TPR also urged trustees to take legal and actuarial advice on whether a suspension or reduction is appropriate, and on the best method for the circumstances, to ensure that there are no unintended consequences, such as triggering wind-up.

PwC pensions partner, Paul Kitson, explained: "While this clarification from TPR will be welcome relief for many sponsors seeking to manage cash in the short term, it is not a free lunch.

"Deferring sponsor contributions will likely make the pension scheme cashflow negative.

"This may mean that the pension scheme has to sell assets to pay pensions while the market is depressed. Trustees and sponsors will have to carefully balance the need for retaining cash in the sponsor against the impact on the pension scheme.”

The guidance has also reiterated the increased risk of pension scams amid the crisis, following warnings that the pandemic had created the “perfect conditions” for scammers
and as ActionFraud reports a 400 per cent surge in COVID-19 related scams in March.

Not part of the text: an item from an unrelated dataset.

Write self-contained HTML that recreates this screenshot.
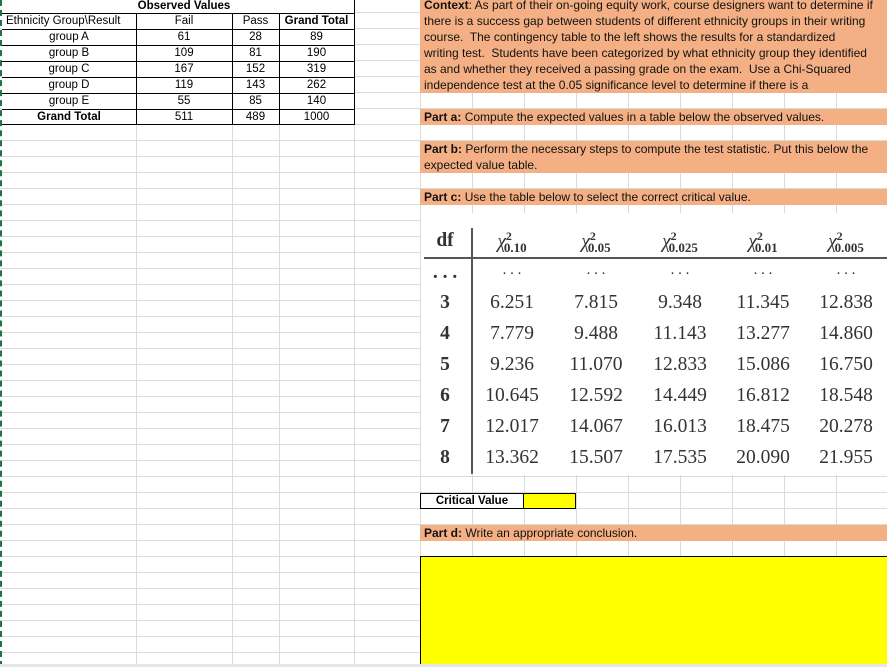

It stated: “Trustees should give greater attention to the heightened risk of members being
targeted by scammers and unscrupulous financial advisers.”

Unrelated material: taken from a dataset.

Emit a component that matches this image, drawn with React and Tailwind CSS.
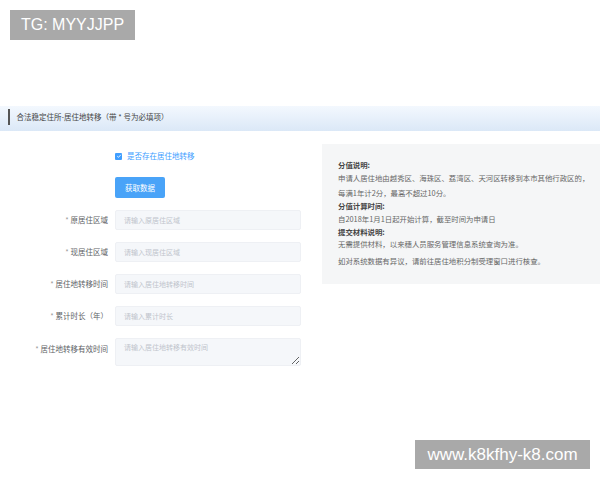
import { useState } from "react";

const fields = [
  { label: "原居住区域", placeholder: "请输入原居住区域" },
  { label: "现居住区域", placeholder: "请输入现居住区域" },
  { label: "居住地转移时间", placeholder: "请输入居住地转移时间" },
  { label: "累计时长（年）", placeholder: "请输入累计时长" },
];

export default function App() {
  const [checked, setChecked] = useState(true);

  return (
    <div
      className="relative w-[600px] h-[480px] bg-white overflow-hidden text-[#606266]"
      style={{ fontFamily: '"Noto Sans CJK SC", "Noto Sans", sans-serif' }}
    >
      {/* 顶部留白 */}
      <div className="h-[106px]" />

      {/* 标题栏 */}
      <div className="h-[25px] flex items-center pl-2 bg-gradient-to-b from-[#f3f8fe] to-[#dbe8f7]">
        <div className="h-[16px] w-[1.5px] bg-[#555] -mt-[4px]" />
        <span className="ml-[7px] -mt-[3px] text-[7.5px] text-[#444]">合法稳定住所-居住地转移（带 * 号为必填项）</span>
      </div>

      <div className="flex pt-[13px]">
        {/* 左侧表单 */}
        <div className="w-[322px] shrink-0 pt-[8px]">
          <label className="flex items-center ml-[115px] h-[8px] cursor-pointer">
            <span
              onClick={() => setChecked(!checked)}
              className={`w-[7px] h-[7px] rounded-[1px] flex items-center justify-center ${checked ? "bg-[#409eff]" : "bg-white border border-[#dcdfe6]"}`}
            >
              {checked && (
                <svg viewBox="0 0 10 10" className="w-[6px] h-[6px]">
                  <path d="M2 5.2 L4.2 7.2 L8 3" fill="none" stroke="white" strokeWidth="1.4" />
                </svg>
              )}
            </span>
            <span className="ml-[5px] text-[7.5px] text-[#409eff]">是否存在居住地转移</span>
          </label>

          <button className="ml-[115px] mt-[17px] w-[50px] h-[21px] rounded-[2px] bg-[#49a3f8] text-white text-[7.5px]">
            获取数据
          </button>

          <div className="mt-[12px] flex flex-col gap-[12px]">
            {fields.map((f) => (
              <div key={f.label} className="flex items-center">
                <div className="w-[108px] text-right text-[7.5px] text-[#606266]">
                  <span className="text-[#999]">* </span>{f.label}
                </div>
                <input
                  placeholder={f.placeholder}
                  className="ml-[7px] w-[186px] h-[20px] px-[8px] text-[7px] bg-[#f5f7fa] border border-[#eef0f4] rounded-[2px] outline-none placeholder:text-[#c0c4cc]"
                />
              </div>
            ))}
            <div className="flex items-start">
              <div className="w-[108px] pt-[5px] text-right text-[7.5px] text-[#606266]">
                <span className="text-[#999]">* </span>居住地转移有效时间
              </div>
              <textarea
                placeholder="请输入居住地转移有效时间"
                className="ml-[7px] w-[186px] h-[28px] px-[8px] py-[3px] text-[7px] bg-[#f5f7fa] border border-[#eef0f4] rounded-[2px] outline-none resize-y placeholder:text-[#c0c4cc]"
              />
            </div>
          </div>
        </div>

        {/* 右侧说明 */}
        <div className="flex-1 h-[140px] bg-[#f5f6f7] pl-[16px] pt-[15px] text-[7.4px] text-[#666] leading-[12px]">
          <p className="font-bold text-[#444]">分值说明:</p>
          <p className="mt-[1px]">申请人居住地由越秀区、海珠区、荔湾区、天河区转移到本市其他行政区的，</p>
          <p className="mt-[3px]">每满1年计2分，最高不超过10分。</p>
          <p className="mt-[1px] font-bold text-[#444]">分值计算时间:</p>
          <p className="mt-[1px]">自2018年1月1日起开始计算，截至时间为申请日</p>
          <p className="mt-[1px] font-bold text-[#444]">提交材料说明:</p>
          <p>无需提供材料，以来穗人员服务管理信息系统查询为准。</p>
          <p className="mt-[5px]">如对系统数据有异议，请前往居住地积分制受理窗口进行核查。</p>
        </div>
      </div>

      {/* 水印 */}
      <div className="absolute left-[10px] top-[10px] w-[125px] h-[30px] bg-[#a9a9a9] text-white text-[16px] flex items-center justify-center" style={{ fontFamily: '"Liberation Sans", Arial, sans-serif' }}>
        TG: MYYJJPP
      </div>
      <div className="absolute left-[415px] top-[440px] w-[175px] h-[29px] bg-[#a9a9a9] text-white text-[17px] flex items-center justify-center" style={{ fontFamily: '"Liberation Sans", Arial, sans-serif' }}>
        www.k8kfhy-k8.com
      </div>
    </div>
  );
}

As such, the regulator has now given trustees discretion to suspend cash equivalent transfer value (CETV) quotations and payments.

Whilst usually this may mean a breach of disclosure requirements, TPR stated that it won’t take regulatory action in the next three months against trustees who suspend CETV activity.

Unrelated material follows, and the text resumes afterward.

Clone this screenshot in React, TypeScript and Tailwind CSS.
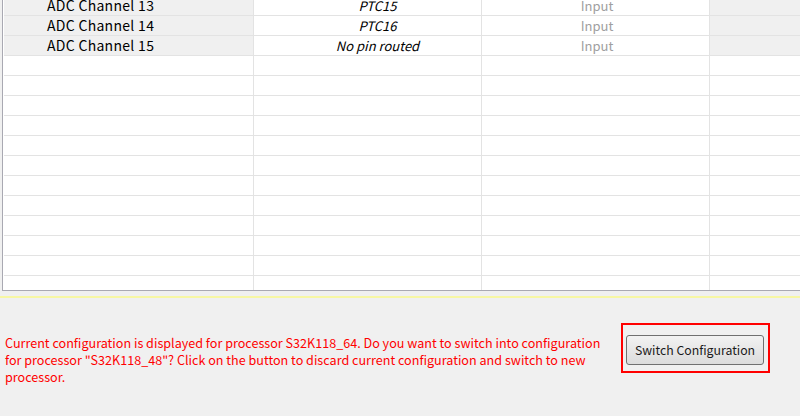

Commenting on these allowances, Peaple added: “We wholly agree with the regulator that it is important that trustees do all they can to protect scheme members from the risk of being scammed after taking a DB transfer.

“It is very welcome that the regulator has made it clear that if schemes need to suspend transfer valuations or payments to protect savers from scams, it will not take action against the scheme for the resulting breach of regulations.”

Meanwhile, Hymans Robertson head of DB, Susan McIlvogue, highlighted that suspending CETV activity could help schemes manage cashflow needs, as well as easing the administrative burden and reducing pension scams.

"However," she adds, "it isn’t necessary for all schemes, particularly those better funded, more de-risked schemes that have been more insulated from the funding impact of covid-19."

The regulator has also included greater flexibilities for scheme valuations, which was highlighted as notably absent from previous guidance by industry experts.

TPR has stated that trustees will not be required to take post valuation experience into account, but that it expected them to consider it when agreeing recovery plans nonetheless, with a focus on whether DRCs are still affordable.

Trustees now also have discretion to delay their recovery plan submission by up to three months, as although TPR is unable to waive the statutory obligation, it has said that it won’t take regulatory action in respect of a failure to submit.

All of the measures are expected to be in place until 30 June 2020, although TPR stated that it would review this date, and whether further flexibilities or restrictions are required, “as matters progress”.

TPR also acknowledged that some trustees may decide to continue with the CETV suspension or delayed quotation "if this is still in the best interests of their members", adding that in this case, they must be clear on their reasoning and notify the regulator.

Although no statutory changes have been made to trustee or employer responsibilities, the regulator has confirmed that it will take a flexible approach to enforcement activity, with the updated guidance outlining these allowances.

The approach is in line with the “proportionate and risk-based approach” the regulator outlined earlier this month, with recent guidance on auto-enrolment contributions and late payment reporting following a similar route of enforcement changes, rather than statutory.

Commenting on the updates, PwC pensions partner, Paul Kitson, commented: "It's a sign of the times that we have further advice only a week after TPR issued its most recent update to trustees and sponsors."

Kitson added that the guidance hadn't addressed DC schemes in great detail, predicting that this could be an area where we see further detail in the coming weeks.